DESCRIPTION OF THE TASK: Return each line of the material verbatim.

________________

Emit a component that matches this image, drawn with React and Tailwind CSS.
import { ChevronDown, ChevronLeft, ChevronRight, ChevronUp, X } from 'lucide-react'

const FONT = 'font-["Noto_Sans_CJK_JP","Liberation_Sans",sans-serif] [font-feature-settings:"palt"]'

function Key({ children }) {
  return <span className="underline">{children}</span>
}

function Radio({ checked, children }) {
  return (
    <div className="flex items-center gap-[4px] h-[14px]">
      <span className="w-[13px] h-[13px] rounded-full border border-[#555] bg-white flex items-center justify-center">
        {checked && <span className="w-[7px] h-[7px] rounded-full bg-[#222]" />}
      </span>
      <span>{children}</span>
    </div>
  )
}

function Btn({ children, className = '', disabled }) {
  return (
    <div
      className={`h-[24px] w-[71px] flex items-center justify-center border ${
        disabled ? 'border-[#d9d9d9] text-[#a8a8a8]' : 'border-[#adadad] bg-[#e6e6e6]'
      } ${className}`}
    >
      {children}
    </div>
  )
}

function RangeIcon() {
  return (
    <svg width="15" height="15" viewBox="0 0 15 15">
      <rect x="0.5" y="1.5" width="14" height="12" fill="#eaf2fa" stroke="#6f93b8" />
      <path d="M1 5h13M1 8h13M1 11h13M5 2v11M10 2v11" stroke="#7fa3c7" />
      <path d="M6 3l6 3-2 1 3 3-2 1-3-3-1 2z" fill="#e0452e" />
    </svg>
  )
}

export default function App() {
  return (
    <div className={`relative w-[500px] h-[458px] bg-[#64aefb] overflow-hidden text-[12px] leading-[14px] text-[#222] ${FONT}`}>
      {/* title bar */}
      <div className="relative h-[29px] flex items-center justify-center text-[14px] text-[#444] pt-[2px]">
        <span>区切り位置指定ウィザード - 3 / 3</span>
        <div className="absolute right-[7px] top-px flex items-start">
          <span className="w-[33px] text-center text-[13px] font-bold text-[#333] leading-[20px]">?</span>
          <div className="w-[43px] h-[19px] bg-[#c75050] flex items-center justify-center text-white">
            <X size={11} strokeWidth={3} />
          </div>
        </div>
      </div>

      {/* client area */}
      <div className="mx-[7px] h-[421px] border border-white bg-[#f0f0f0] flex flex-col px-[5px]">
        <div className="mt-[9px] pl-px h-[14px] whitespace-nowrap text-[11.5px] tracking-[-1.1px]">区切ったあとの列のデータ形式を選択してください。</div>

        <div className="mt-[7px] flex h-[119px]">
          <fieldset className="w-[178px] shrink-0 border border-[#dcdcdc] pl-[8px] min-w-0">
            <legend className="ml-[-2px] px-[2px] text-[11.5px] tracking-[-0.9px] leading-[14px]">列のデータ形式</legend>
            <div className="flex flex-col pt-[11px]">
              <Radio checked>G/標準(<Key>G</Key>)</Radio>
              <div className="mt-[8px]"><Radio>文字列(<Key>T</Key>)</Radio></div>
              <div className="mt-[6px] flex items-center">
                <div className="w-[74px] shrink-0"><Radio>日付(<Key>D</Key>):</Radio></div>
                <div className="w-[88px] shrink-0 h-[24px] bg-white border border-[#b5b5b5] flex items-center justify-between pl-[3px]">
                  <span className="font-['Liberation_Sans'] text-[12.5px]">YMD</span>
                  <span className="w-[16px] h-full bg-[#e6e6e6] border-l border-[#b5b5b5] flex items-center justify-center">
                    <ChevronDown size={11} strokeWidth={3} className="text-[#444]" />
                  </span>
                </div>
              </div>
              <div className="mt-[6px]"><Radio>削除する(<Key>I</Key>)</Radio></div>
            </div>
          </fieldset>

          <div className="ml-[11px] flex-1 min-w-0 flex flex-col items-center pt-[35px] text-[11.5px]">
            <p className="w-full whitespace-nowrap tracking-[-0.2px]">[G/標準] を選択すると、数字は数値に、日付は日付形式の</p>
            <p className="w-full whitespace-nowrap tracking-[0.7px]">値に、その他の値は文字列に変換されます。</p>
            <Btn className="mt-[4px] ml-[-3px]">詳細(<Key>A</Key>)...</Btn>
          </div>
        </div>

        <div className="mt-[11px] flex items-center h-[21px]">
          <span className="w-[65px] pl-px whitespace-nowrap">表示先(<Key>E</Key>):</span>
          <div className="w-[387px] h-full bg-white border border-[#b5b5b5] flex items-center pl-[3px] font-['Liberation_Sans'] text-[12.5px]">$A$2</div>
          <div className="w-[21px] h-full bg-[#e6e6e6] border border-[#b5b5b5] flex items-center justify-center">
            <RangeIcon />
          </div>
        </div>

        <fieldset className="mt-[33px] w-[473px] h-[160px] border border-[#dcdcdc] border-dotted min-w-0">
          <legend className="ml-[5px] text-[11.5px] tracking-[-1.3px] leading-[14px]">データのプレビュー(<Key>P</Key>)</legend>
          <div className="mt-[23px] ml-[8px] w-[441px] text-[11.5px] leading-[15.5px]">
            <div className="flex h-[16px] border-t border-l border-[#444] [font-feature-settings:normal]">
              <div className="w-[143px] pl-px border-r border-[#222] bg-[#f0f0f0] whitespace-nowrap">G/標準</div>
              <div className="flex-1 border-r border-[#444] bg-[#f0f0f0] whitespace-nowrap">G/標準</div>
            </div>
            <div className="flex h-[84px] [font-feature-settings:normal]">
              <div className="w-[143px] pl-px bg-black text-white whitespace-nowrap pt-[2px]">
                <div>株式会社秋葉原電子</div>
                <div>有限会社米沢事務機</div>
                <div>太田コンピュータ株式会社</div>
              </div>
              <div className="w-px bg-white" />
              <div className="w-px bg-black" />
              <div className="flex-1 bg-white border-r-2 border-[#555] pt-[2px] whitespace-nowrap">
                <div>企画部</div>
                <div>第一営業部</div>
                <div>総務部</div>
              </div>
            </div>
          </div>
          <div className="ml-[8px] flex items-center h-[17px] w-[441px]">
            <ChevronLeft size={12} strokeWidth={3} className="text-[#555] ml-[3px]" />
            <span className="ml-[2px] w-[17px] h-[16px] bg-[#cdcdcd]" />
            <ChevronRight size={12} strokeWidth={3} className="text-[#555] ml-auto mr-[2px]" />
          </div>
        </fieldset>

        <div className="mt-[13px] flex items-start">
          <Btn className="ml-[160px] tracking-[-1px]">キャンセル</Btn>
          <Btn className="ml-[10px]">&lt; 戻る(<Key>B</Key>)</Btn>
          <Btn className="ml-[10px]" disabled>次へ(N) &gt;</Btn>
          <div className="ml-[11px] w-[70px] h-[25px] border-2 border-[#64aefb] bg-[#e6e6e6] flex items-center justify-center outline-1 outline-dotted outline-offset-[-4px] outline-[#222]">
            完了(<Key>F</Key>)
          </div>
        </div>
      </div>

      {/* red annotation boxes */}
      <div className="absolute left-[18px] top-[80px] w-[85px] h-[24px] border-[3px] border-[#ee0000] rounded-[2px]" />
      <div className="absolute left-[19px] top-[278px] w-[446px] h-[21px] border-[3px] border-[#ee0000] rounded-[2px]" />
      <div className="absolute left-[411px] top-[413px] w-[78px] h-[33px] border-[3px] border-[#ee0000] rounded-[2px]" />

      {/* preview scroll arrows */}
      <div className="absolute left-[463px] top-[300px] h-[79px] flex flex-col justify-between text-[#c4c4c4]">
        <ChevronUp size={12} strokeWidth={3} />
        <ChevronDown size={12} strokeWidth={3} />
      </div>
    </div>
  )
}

________________

RESULT OF THE EXERCISE:
Emit a component that matches this image, drawn with React and Tailwind CSS.
import { ChevronDown, ChevronLeft, ChevronRight, ChevronUp, X } from 'lucide-react'

const FONT = 'font-["Noto_Sans_CJK_JP","Liberation_Sans",sans-serif] [font-feature-settings:"palt"]'

function Key({ children }) {
  return <span className="underline">{children}</span>
}

function Radio({ checked, children }) {
  return (
    <div className="flex items-center gap-[4px] h-[14px]">
      <span className="w-[13px] h-[13px] rounded-full border border-[#555] bg-white flex items-center justify-center">
        {checked && <span className="w-[7px] h-[7px] rounded-full bg-[#222]" />}
      </span>
      <span>{children}</span>
    </div>
  )
}

function Btn({ children, className = '', disabled }) {
  return (
    <div
      className={`h-[24px] w-[71px] flex items-center justify-center border ${
        disabled ? 'border-[#d9d9d9] text-[#a8a8a8]' : 'border-[#adadad] bg-[#e6e6e6]'
      } ${className}`}
    >
      {children}
    </div>
  )
}

function RangeIcon() {
  return (
    <svg width="15" height="15" viewBox="0 0 15 15">
      <rect x="0.5" y="1.5" width="14" height="12" fill="#eaf2fa" stroke="#6f93b8" />
      <path d="M1 5h13M1 8h13M1 11h13M5 2v11M10 2v11" stroke="#7fa3c7" />
      <path d="M6 3l6 3-2 1 3 3-2 1-3-3-1 2z" fill="#e0452e" />
    </svg>
  )
}

export default function App() {
  return (
    <div className={`relative w-[500px] h-[458px] bg-[#64aefb] overflow-hidden text-[12px] leading-[14px] text-[#222] ${FONT}`}>
      {/* title bar */}
      <div className="relative h-[29px] flex items-center justify-center text-[14px] text-[#444] pt-[2px]">
        <span>区切り位置指定ウィザード - 3 / 3</span>
        <div className="absolute right-[7px] top-px flex items-start">
          <span className="w-[33px] text-center text-[13px] font-bold text-[#333] leading-[20px]">?</span>
          <div className="w-[43px] h-[19px] bg-[#c75050] flex items-center justify-center text-white">
            <X size={11} strokeWidth={3} />
          </div>
        </div>
      </div>

      {/* client area */}
      <div className="mx-[7px] h-[421px] border border-white bg-[#f0f0f0] flex flex-col px-[5px]">
        <div className="mt-[9px] pl-px h-[14px] whitespace-nowrap text-[11.5px] tracking-[-1.1px]">区切ったあとの列のデータ形式を選択してください。</div>

        <div className="mt-[7px] flex h-[119px]">
          <fieldset className="w-[178px] shrink-0 border border-[#dcdcdc] pl-[8px] min-w-0">
            <legend className="ml-[-2px] px-[2px] text-[11.5px] tracking-[-0.9px] leading-[14px]">列のデータ形式</legend>
            <div className="flex flex-col pt-[11px]">
              <Radio checked>G/標準(<Key>G</Key>)</Radio>
              <div className="mt-[8px]"><Radio>文字列(<Key>T</Key>)</Radio></div>
              <div className="mt-[6px] flex items-center">
                <div className="w-[74px] shrink-0"><Radio>日付(<Key>D</Key>):</Radio></div>
                <div className="w-[88px] shrink-0 h-[24px] bg-white border border-[#b5b5b5] flex items-center justify-between pl-[3px]">
                  <span className="font-['Liberation_Sans'] text-[12.5px]">YMD</span>
                  <span className="w-[16px] h-full bg-[#e6e6e6] border-l border-[#b5b5b5] flex items-center justify-center">
                    <ChevronDown size={11} strokeWidth={3} className="text-[#444]" />
                  </span>
                </div>
              </div>
              <div className="mt-[6px]"><Radio>削除する(<Key>I</Key>)</Radio></div>
            </div>
          </fieldset>

          <div className="ml-[11px] flex-1 min-w-0 flex flex-col items-center pt-[35px] text-[11.5px]">
            <p className="w-full whitespace-nowrap tracking-[-0.2px]">[G/標準] を選択すると、数字は数値に、日付は日付形式の</p>
            <p className="w-full whitespace-nowrap tracking-[0.7px]">値に、その他の値は文字列に変換されます。</p>
            <Btn className="mt-[4px] ml-[-3px]">詳細(<Key>A</Key>)...</Btn>
          </div>
        </div>

        <div className="mt-[11px] flex items-center h-[21px]">
          <span className="w-[65px] pl-px whitespace-nowrap">表示先(<Key>E</Key>):</span>
          <div className="w-[387px] h-full bg-white border border-[#b5b5b5] flex items-center pl-[3px] font-['Liberation_Sans'] text-[12.5px]">$A$2</div>
          <div className="w-[21px] h-full bg-[#e6e6e6] border border-[#b5b5b5] flex items-center justify-center">
            <RangeIcon />
          </div>
        </div>

        <fieldset className="mt-[33px] w-[473px] h-[160px] border border-[#dcdcdc] border-dotted min-w-0">
          <legend className="ml-[5px] text-[11.5px] tracking-[-1.3px] leading-[14px]">データのプレビュー(<Key>P</Key>)</legend>
          <div className="mt-[23px] ml-[8px] w-[441px] text-[11.5px] leading-[15.5px]">
            <div className="flex h-[16px] border-t border-l border-[#444] [font-feature-settings:normal]">
              <div className="w-[143px] pl-px border-r border-[#222] bg-[#f0f0f0] whitespace-nowrap">G/標準</div>
              <div className="flex-1 border-r border-[#444] bg-[#f0f0f0] whitespace-nowrap">G/標準</div>
            </div>
            <div className="flex h-[84px] [font-feature-settings:normal]">
              <div className="w-[143px] pl-px bg-black text-white whitespace-nowrap pt-[2px]">
                <div>株式会社秋葉原電子</div>
                <div>有限会社米沢事務機</div>
                <div>太田コンピュータ株式会社</div>
              </div>
              <div className="w-px bg-white" />
              <div className="w-px bg-black" />
              <div className="flex-1 bg-white border-r-2 border-[#555] pt-[2px] whitespace-nowrap">
                <div>企画部</div>
                <div>第一営業部</div>
                <div>総務部</div>
              </div>
            </div>
          </div>
          <div className="ml-[8px] flex items-center h-[17px] w-[441px]">
            <ChevronLeft size={12} strokeWidth={3} className="text-[#555] ml-[3px]" />
            <span className="ml-[2px] w-[17px] h-[16px] bg-[#cdcdcd]" />
            <ChevronRight size={12} strokeWidth={3} className="text-[#555] ml-auto mr-[2px]" />
          </div>
        </fieldset>

        <div className="mt-[13px] flex items-start">
          <Btn className="ml-[160px] tracking-[-1px]">キャンセル</Btn>
          <Btn className="ml-[10px]">&lt; 戻る(<Key>B</Key>)</Btn>
          <Btn className="ml-[10px]" disabled>次へ(N) &gt;</Btn>
          <div className="ml-[11px] w-[70px] h-[25px] border-2 border-[#64aefb] bg-[#e6e6e6] flex items-center justify-center outline-1 outline-dotted outline-offset-[-4px] outline-[#222]">
            完了(<Key>F</Key>)
          </div>
        </div>
      </div>

      {/* red annotation boxes */}
      <div className="absolute left-[18px] top-[80px] w-[85px] h-[24px] border-[3px] border-[#ee0000] rounded-[2px]" />
      <div className="absolute left-[19px] top-[278px] w-[446px] h-[21px] border-[3px] border-[#ee0000] rounded-[2px]" />
      <div className="absolute left-[411px] top-[413px] w-[78px] h-[33px] border-[3px] border-[#ee0000] rounded-[2px]" />

      {/* preview scroll arrows */}
      <div className="absolute left-[463px] top-[300px] h-[79px] flex flex-col justify-between text-[#c4c4c4]">
        <ChevronUp size={12} strokeWidth={3} />
        <ChevronDown size={12} strokeWidth={3} />
      </div>
    </div>
  )
}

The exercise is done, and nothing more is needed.